Apparently, whilst he was in the area, Schiehallion acquired a reputation, not for constant storms but for constant partying.

Different kinds of parties are gathering at the moment and doubtless the wine bills will also be great.

The liberal party conference continues a pace as Clegg, Cable, Huhne and Alexander promote themselves as being at the top of Government.

But their condemnation of the last Labour Government simply doesn’t stand up to scrutiny because it is now clear that the global economy is struggling, the Euro is struggling, America is struggling and the era of free money resulting from increase property values is well and truly over.

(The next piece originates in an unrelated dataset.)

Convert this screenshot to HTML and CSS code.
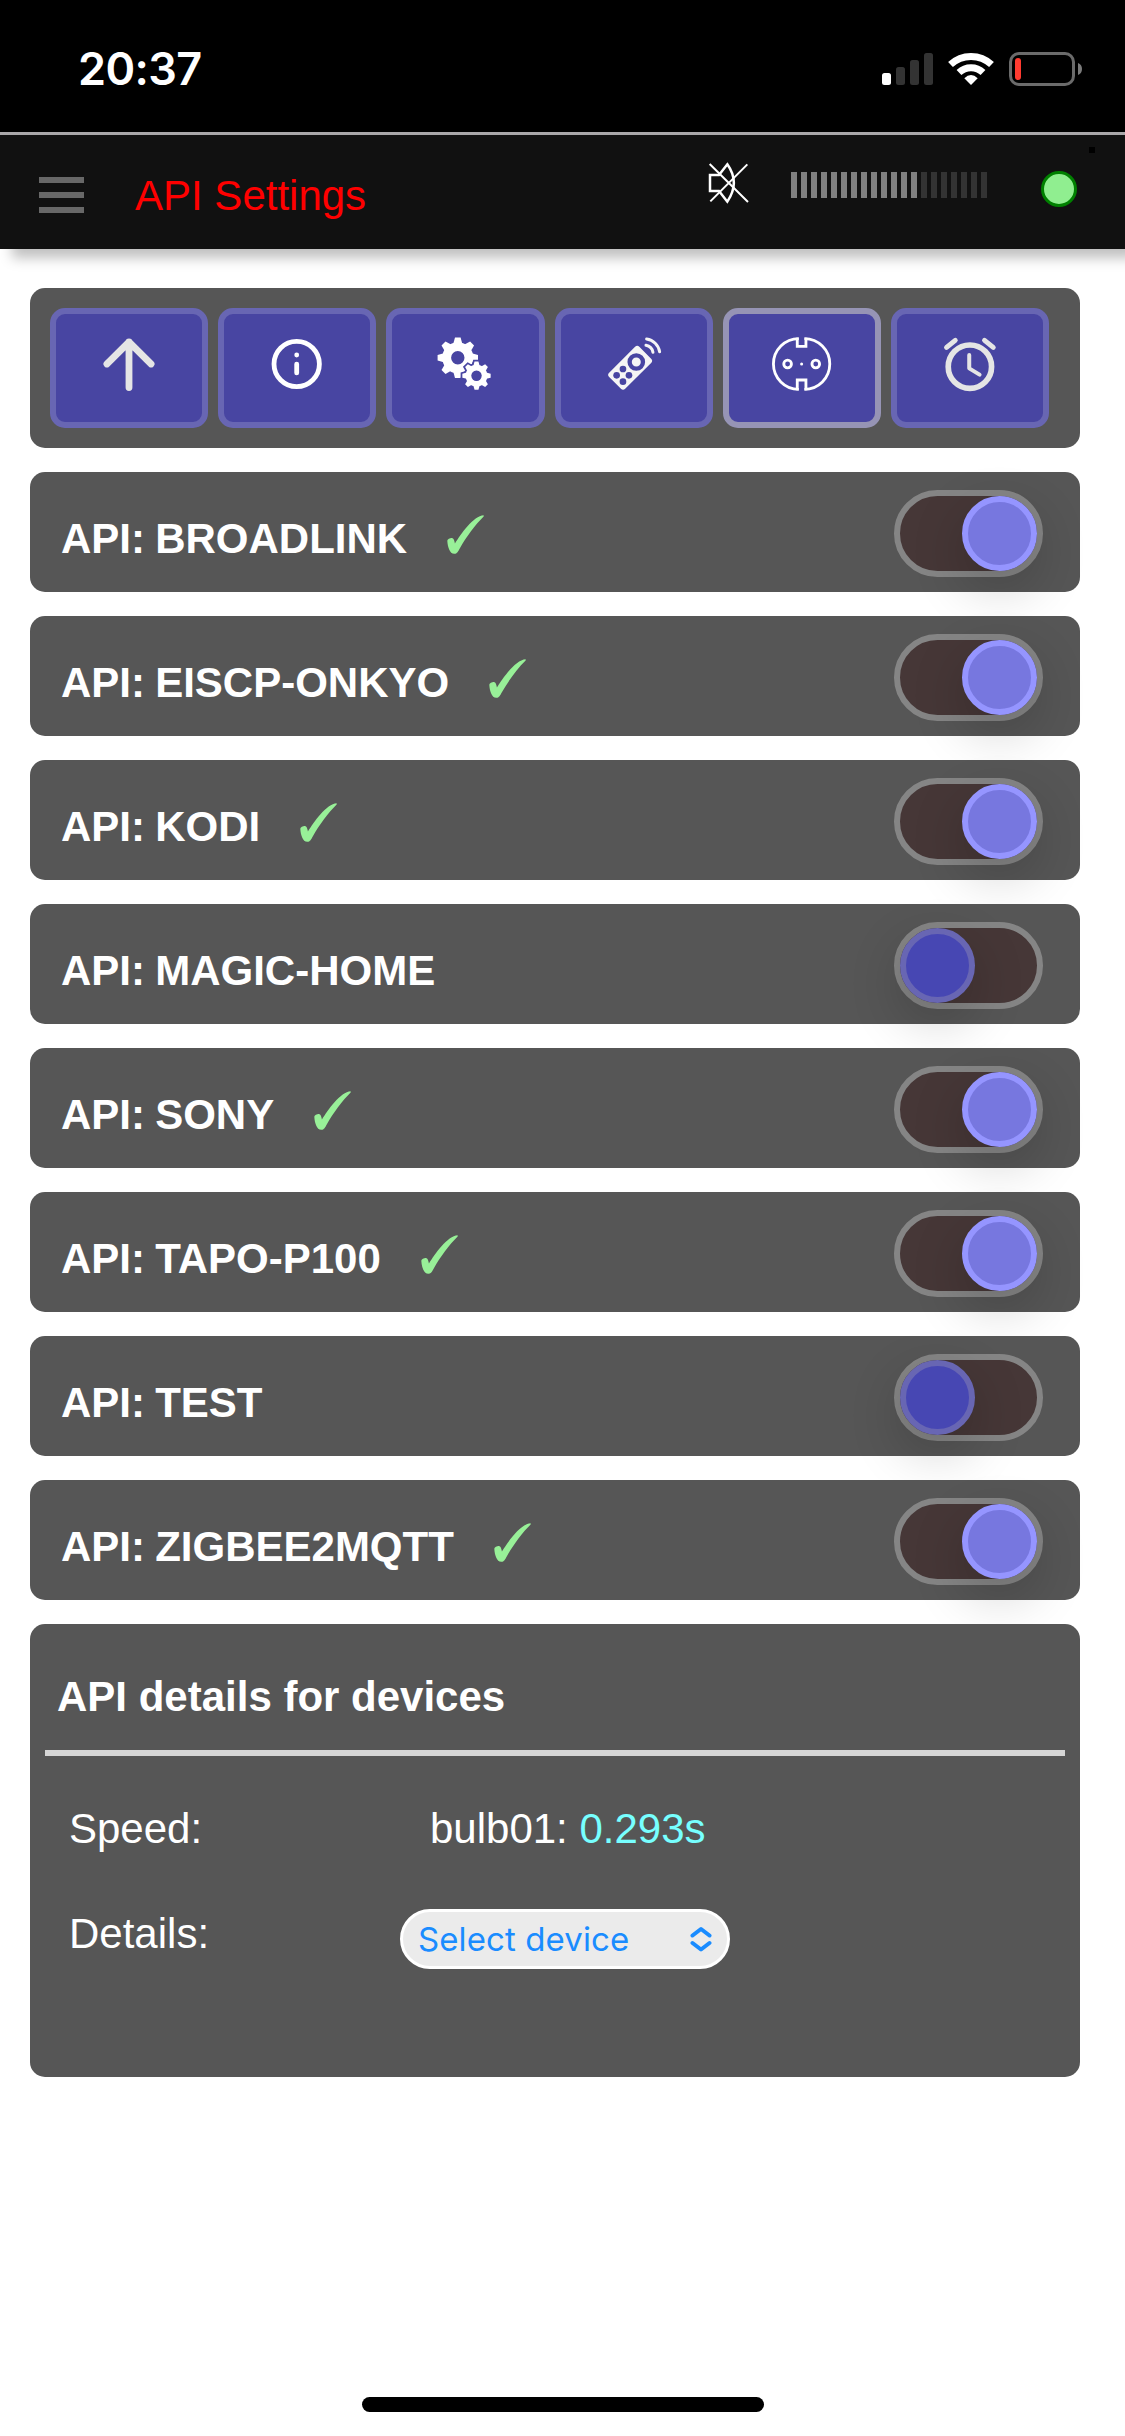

Soon Mr Cameron will be repeating Mrs Thatcher’s phrase about not being for turning as he continues to argue that he has no choice but to continue with his policies and try to persuade us that, ‘we are all in this together’, no doubt he will blame the liberals for his not being right wing enough and there will be speeches demanding that we leave the EEC and renegotiate the Lisbon Treaty and bring back hanging, repeal taxes for the wealthy and benefits for the feckless.

The Labour Party have an opportunity to restate the simple proposition that the Earth is round not flat and that people matter.

Bagging Munro’s is a strange hobby and it is especially popular with the over sixties.

But it is a dance.

Like the army of the Grand Old Duke of York they march up the hills and they march down again.

When they are up they are up and when they are down they are down.

Their footsteps will wash away in the constant storms but the mountain remains.

In the end we all come and go, this Government has come and will go, to be replaced by another that will be fairer or not but it is occasionally worth reminding yourself of the constancy of the earth, its ability to renew and reshape itself and its capacity, despite all the abuse we load onto the ecosystem, to survive.